Of course, there’s a fine line between being personal and being unprofessional, so use tact. No one wants to see a picture of their trusted professionals in immodest dress or a state of apparent inebriation!
7) Inspire your audience
It may seem like a stretch to make accounting inspiring, but this is another chance to think outside the box. Search for inspirational quotes and memes that inform and inspire your followers.
Again, general advice about personal money management and small business might be a good start, but if your firm caters to a particular industry or demographic, get into their world and get creative.

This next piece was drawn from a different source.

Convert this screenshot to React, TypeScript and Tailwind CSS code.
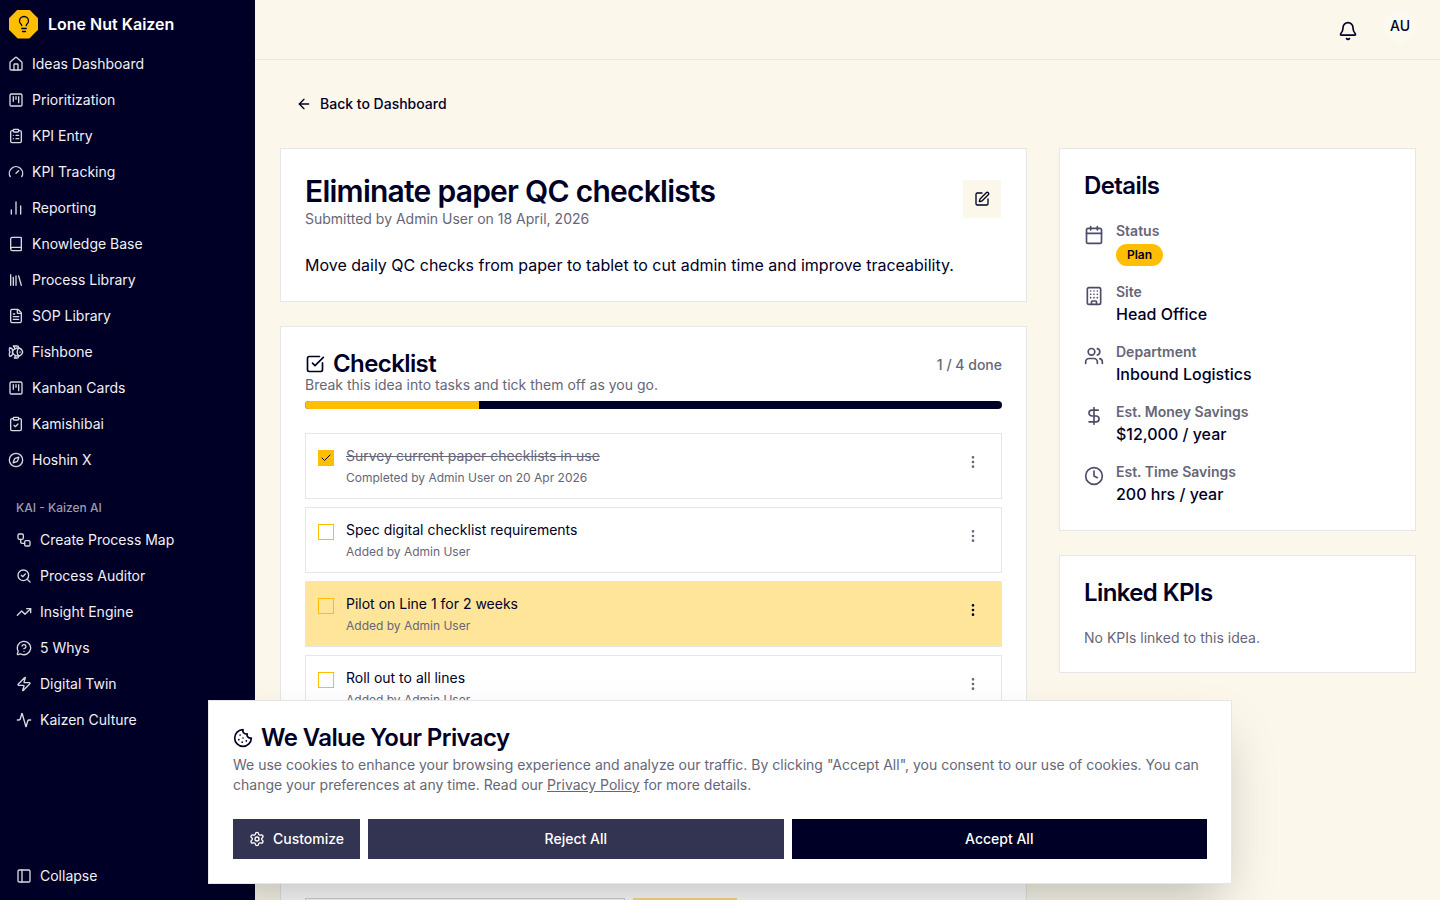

Has your firm ever played a role in a client’s success story? If you have a client with a particularly inspiring rags-to-riches story or a wildly successful business venture, see if he or she would be interested in being featured on your social media page(s). This doesn’t have to be a full article if you don’t have the time or writing skills to pull it off. A photo and brief write-up will get the point across.
Of course, everyone loves internet humor, and there are times when it can be an effective marketing tool. Some social media platforms are better suited for comedy than others, and you must stay away from anything that might be even remotely offensive.
If you choose to share something that pokes fun at your own profession or industry, try to include a comment that gently corrects the stereotype and reminds your clients what sets your firm apart from the brunt of the joke.
Just because the accounting industry is a little behind the curve when it comes to social media doesn’t mean your firm can’t have an AMAZING online presence.
Take some time to learn about the major platforms, take advantage of social media management tools, get a good look at your audience, then get creative and go for it.